Golf carts fit nicely with the pace of life many folks seek on St. Simons Island, but the sedans, SUVs and pickups that often stack up behind them should serve as a gentle reminder that not everyone is living on island time, Glynn County Police Chief Matt Doering said.

“It’s common sense,” Doering said. “You pull over, you let ‘em go by. Most of them do. Most of them do the right thing and pull over, but not everybody.”

For those who still do not get it, there is the law. Those operating golf carts on a public thoroughfare are subject to all rules of the road that apply to conventional vehicles. There also are rules that apply specifically to “motorized carts” under state law, Doering said.

Vehicles defined as such cannot possess the power to travel faster than 20 mph, Doering said. Also, these motorized carts are not allowed on roadways where the posted speed limit is greater than 35 mph, Doering said. Additionally, no vehicle of any kind can legally travel at a speed that hinders traffic from flowing at the posted speed limit.

So, regardless of what common sense dictates, the law requires that golf carts on roadways pull over and allow faster-moving vehicles to pass when traffic is backing up, Doering said.

“Any person in a vehicle that prevents another person’s ability to at least drive the speed limit would be impeding the flow of traffic,” Doering said. “And to be classified as a motorized cart, it can only be driven at a maximum of 20 mph. So if you’re in a 20 mph vehicle on a road posted with a 35 mph speed limit, you’re going to be impeding traffic. Pull over and let them pass.”

Golf carts also must be equipped with a flashing amber light on top and must be posted on back with the standard red and orange triangular sign that designates slow-moving vehicles.

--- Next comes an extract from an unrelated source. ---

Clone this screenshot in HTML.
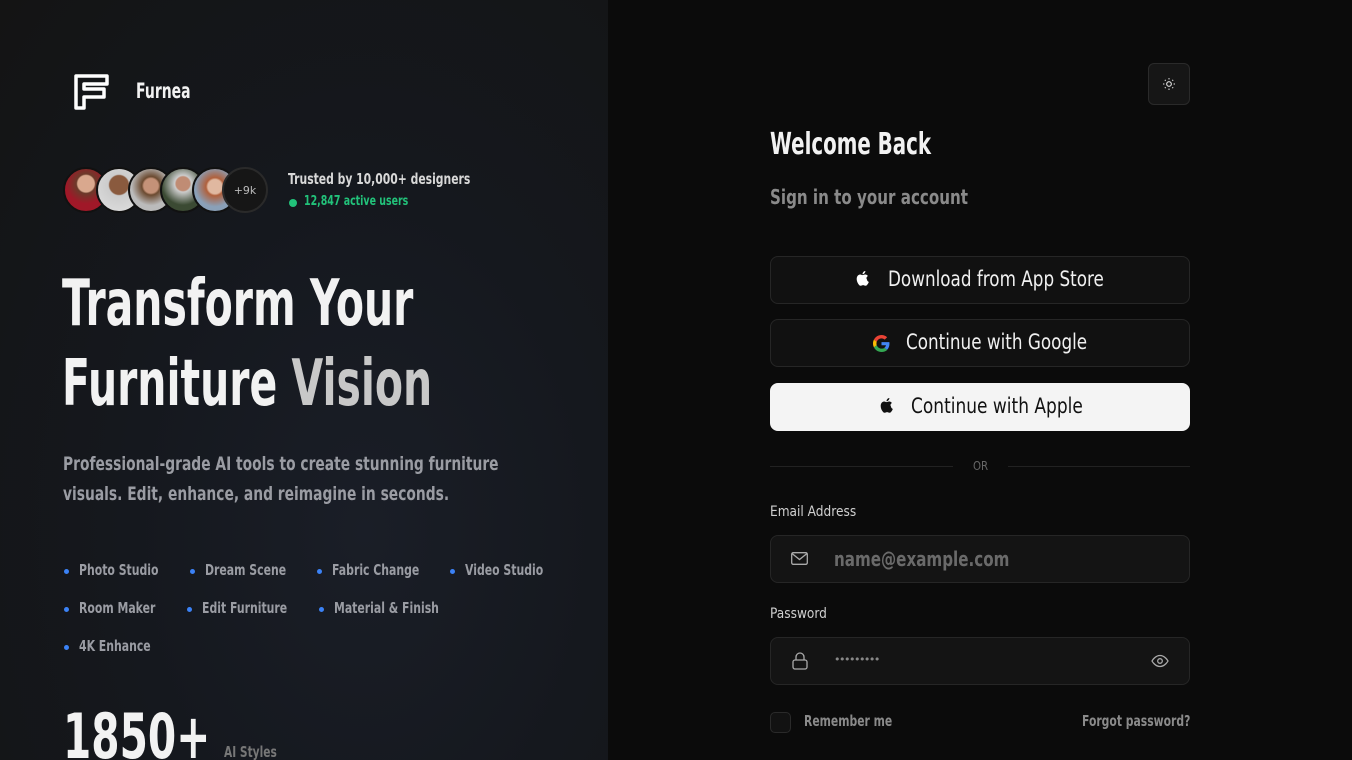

Like all vehicles, golf carts must have rearview mirrors, headlights, brake lights and turn signals. Drivers must be at least 16 years old and possess a valid driver license. And, of course, don’t drink and drive a golf cart, Doering said.

Back in May, a 52-year-old islander apparently used his red golf cart to make a beer run to the Friendly Express on Frederica Road, according to a Glynn County Police report. His “weaving in and out of traffic” drew the attention of police, who took him to jail on a charge of DUI.

“We’ve arrested people for drunk driving in golf carts,” Doering said.

Others cited for violating the rules of the road behind the wheel of a golf cart this year included the underage driver of a pink cart on Sandalwood Circle back in April, police records show. Police ticketed a visitor from Las Vegas in April for a seatbelt violation on Sea Island Road. And another visitor wrote an angry letter to The News after her husband was cited on July Fourth for impeding traffic on the island.

But golf carts have long been an integral part of St. Simons Island, as iconic an image of island living perhaps as the pier or the lighthouse.

This is, after all, a community that features a golf cart parade through the Pier Village as part of Fourth of July festivities.

Just ask Ann Russell. The longtime islander enjoys hopping in her E-Z-GO cart to cruise the quiet streets of her neighborhood off of Demere Road, with the trusty golden retriever mix Sadie riding shotgun. Russell sometimes even ventures down to the village in her golf cart.

But she is ever mindful that island time is relative on the roadway.

“It’s a lot of fun and it saves on gas,” Russell said. “But I make sure to pay attention to my surroundings, because not everybody’s on vacation. Some people have to get to work. You have to be considerate.”